Once you've done the first 60 grit session on your boat, I'd recommend that
you get all the dust off. Broom or vacuum. Do a visual check. See any
awkward spots? Mark them with a soft pencil or some tape. You might want to
check under the boat again and see what's going on with the strips on your
moulds in this area.
Now I would take a soft pencil in one hand and run the other hand over the
boat . yes you may close your eyes at this point. I'd check the door and see
whether any neighbours might be watching. It looks silly as hell. Walking up
and down your boat with your eyes closed, one hand petting the boat and
making funny faces whenever you find another spot . actually you might want
to lock the door.
Put your whole hand flat on the boat and run it over the hull in any
direction. Don't run your hand from side to side, so that the stroke is
perpendicular to your fingers. Have the fingertips touch a spot first and
let that spot run down your finger and underneath the palm of your hand. You
won't miss it. Once you located a spot mark it very lightly with your pencil
. but don't stop. Continue until you've done the whole boat. Take a couple
breaks and give your sensitive touch some time to relax. If you do it for
too long the whole boat feels crocked . it's not.
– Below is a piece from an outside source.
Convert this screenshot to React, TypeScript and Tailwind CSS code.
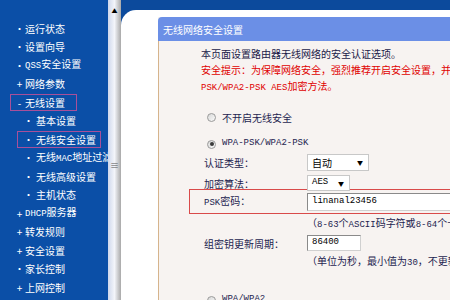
const cjk = "font-['Noto_Sans_CJK_SC','Noto_Sans',sans-serif]"

const M = ({ children }: { children: any }) => (
  <span className="font-['Liberation_Mono',monospace] text-[9px]">{children}</span>
)

type NavItem = { mark: string; text: any; sub?: boolean; boxed?: number }

const navItems: NavItem[] = [
  { mark: '•', text: '运行状态' },
  { mark: '•', text: '设置向导' },
  { mark: '•', text: <><M>QSS</M>安全设置</> },
  { mark: '+', text: '网络参数' },
  { mark: '-', text: '无线设置', boxed: 67 },
  { mark: '•', text: '基本设置', sub: true },
  { mark: '•', text: '无线安全设置', sub: true, boxed: 84 },
  { mark: '•', text: <>无线<M>MAC</M>地址过滤</>, sub: true },
  { mark: '•', text: '无线高级设置', sub: true },
  { mark: '•', text: '主机状态', sub: true },
  { mark: '+', text: <><M>DHCP</M>服务器</> },
  { mark: '+', text: '转发规则' },
  { mark: '+', text: '安全设置' },
  { mark: '•', text: '家长控制' },
  { mark: '+', text: '上网控制' },
]

const Radio = ({ checked }: { checked?: boolean }) => (
  <span className="flex h-[9px] w-[9px] items-center justify-center rounded-full border border-[#9a9a9a] bg-gradient-to-br from-[#d8d8d8] to-[#fafafa]">
    {checked && <span className="h-[4px] w-[4px] rounded-full bg-[#3a3a3a]" />}
  </span>
)

const Label = ({ children }: { children: any }) => (
  <div className="w-[103px] shrink-0 text-[#1e1e50]">{children}</div>
)

const App = () => {
  return (
    <div className={'flex h-[300px] w-[450px] overflow-hidden text-[10px] ' + cjk}>
      {/* left menu */}
      <div className="w-[108px] shrink-0 overflow-hidden whitespace-nowrap bg-[#0b4fa7] pt-[19px] text-white">
        {navItems.map((it, i) => (
          <div key={i} className={'flex h-[18.5px] items-center ' + (it.sub ? 'pl-[17px]' : 'pl-[10px]')}>
            <span
              className={
                'flex h-[17px] items-center px-[3px] border ' +
                (it.boxed ? 'border-[#a8509a]' : 'border-transparent')
              }
              style={it.boxed ? { width: it.boxed } : undefined}
            >
              <span className={(it.sub ? 'w-[15px]' : 'w-[11px]') + ' shrink-0 text-center'}>{it.mark}</span>
              <span className="leading-[17px]">{it.text}</span>
            </span>
          </div>
        ))}
      </div>

      {/* scrollbar */}
      <div className="flex w-[13px] shrink-0 flex-col bg-gradient-to-r from-[#cfd8ec] via-[#f3f5fa] to-[#a9a9a9]">
        <div className="flex h-[22px] items-center justify-center text-[6px] leading-none text-black">▲</div>
        <div className="flex flex-1 items-start justify-center pt-[139px] text-[9px] leading-none text-[#555]">≡</div>
      </div>

      {/* content */}
      <div className="flex-1 bg-[#0c4a9c] pt-[10px]">
        <div className="h-full rounded-tl-[15px] bg-white pl-[37px] pt-[7px]">
          <div className="h-full bg-[#f7f3f1]">
            <div className="flex h-[24px] items-center rounded-tl-[4px] bg-[#6b8fe6] pl-[5px] text-white">
              无线网络安全设置
            </div>
            <div className="h-full border-l border-[#d6b48c] pt-[5px]">
              <div className="whitespace-nowrap pl-[42px] leading-[16px]">
                <div className="text-[#1a1a48]">本页面设置路由器无线网络的安全认证选项。</div>
                <div className="text-[#e00000]">安全提示：为保障网络安全，强烈推荐开启安全设置，并使用WPA-</div>
                <div className="text-[#e00000]">
                  <M>PSK/WPA2-PSK AES</M>加密方法。
                </div>
              </div>

              <div className="mt-[13px] flex h-[16px] items-center gap-[6px] pl-[48px] text-[#1e1e50]">
                <Radio />
                <span>不开启无线安全</span>
              </div>

              <div className="mt-[11px] flex h-[16px] items-center gap-[6px] pl-[48px] text-[#1e1e50]">
                <Radio checked />
                <M>WPA-PSK/WPA2-PSK</M>
              </div>

              <div className="mt-[2px] flex h-[17px] items-center pl-[45px]">
                <Label>认证类型：</Label>
                <div className="flex h-[17px] w-[62px] items-center justify-between border border-[#c8c8c8] bg-white pl-[4px] pr-[5px] text-black">
                  <span>自动</span>
                  <span className="text-[6px]">▼</span>
                </div>
              </div>

              <div className="mt-[4px] flex h-[16px] items-center pl-[45px]">
                <Label>加密算法：</Label>
                <div className="flex h-[16px] w-[43px] items-center justify-between border border-[#c8c8c8] bg-white pl-[4px] pr-[5px] text-black">
                  <M>AES</M>
                  <span className="text-[6px]">▼</span>
                </div>
              </div>

              <div className="ml-[30px] mt-[-2px] flex h-[25px] w-[400px] items-center border border-[#d94a4a] pl-[14px]">
                <Label>
                  <M>PSK</M>密码：
                </Label>
                <div className="flex h-[18px] flex-1 items-center border border-[#8a8a8a] border-b-[#d0d0d0] border-r-[#d0d0d0] bg-white pl-[4px] text-black">
                  <M>linanal23456</M>
                </div>
              </div>

              <div className="h-[18px] whitespace-nowrap pl-[148px] leading-[18px] text-[#1e1e50]">
                （<M>8-63</M>个<M>ASCII</M>码字符或<M>8-64</M>个十六进制字符）
              </div>

              <div className="mt-[3px] flex h-[16px] items-center pl-[45px]">
                <Label>组密钥更新周期：</Label>
                <div className="flex h-[16px] w-[54px] items-center border border-[#8a8a8a] border-b-[#d0d0d0] border-r-[#d0d0d0] bg-white pl-[4px] text-black">
                  <M>86400</M>
                </div>
              </div>

              <div className="h-[19px] whitespace-nowrap pl-[148px] leading-[19px] text-[#1e1e50]">
                （单位为秒，最小值为<M>30</M>，不更新则为<M>0</M>）
              </div>

              <div className="mt-[22px] flex h-[16px] items-center gap-[6px] pl-[48px] text-[#1e1e50]">
                <Radio />
                <M>WPA/WPA2</M>
              </div>
            </div>
          </div>
        </div>
      </div>
    </div>
  )
}

export default App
The bad news is that some spots won't be visible nor feel able until you've
done your last 120 grit. This means that you should do this at least three
times before you lay down your long-board. If you still find spots when you
are doing your 120 session, don't go back to 60 nor 100. Usually the spots
you discover become smaller as well and you'll be able to sand them out with
the grit you are working with at that moment.

You should definitely have a way of keeping the hull attached to the moulds
while fairing. Tom and I used those plastic staples Bill had mentioned. They
were great because the hull was attached to the moulds even after we glassed
the whole thing. It was a bit of a pain to get it off . but the bulkheads
fitted perfectly without any bracing or squeezing. I think we used a
Japanese saw and a chisel to cut the staples.
Greg mentioned another method of hot gluing block onto the inside and
putting a screw in. I think he attached a string to it and fixed it onto the
moulds. You could heat up a putty knife and cut through the hot glue
afterwards. You could sand off the rest, before glassing the inside.

Does this make any sense to you? I hope so. 
I also hope you have a great start into the New Year. What do I wish for in
2006?

Fair winds, fair hulls, fair trade . world peace.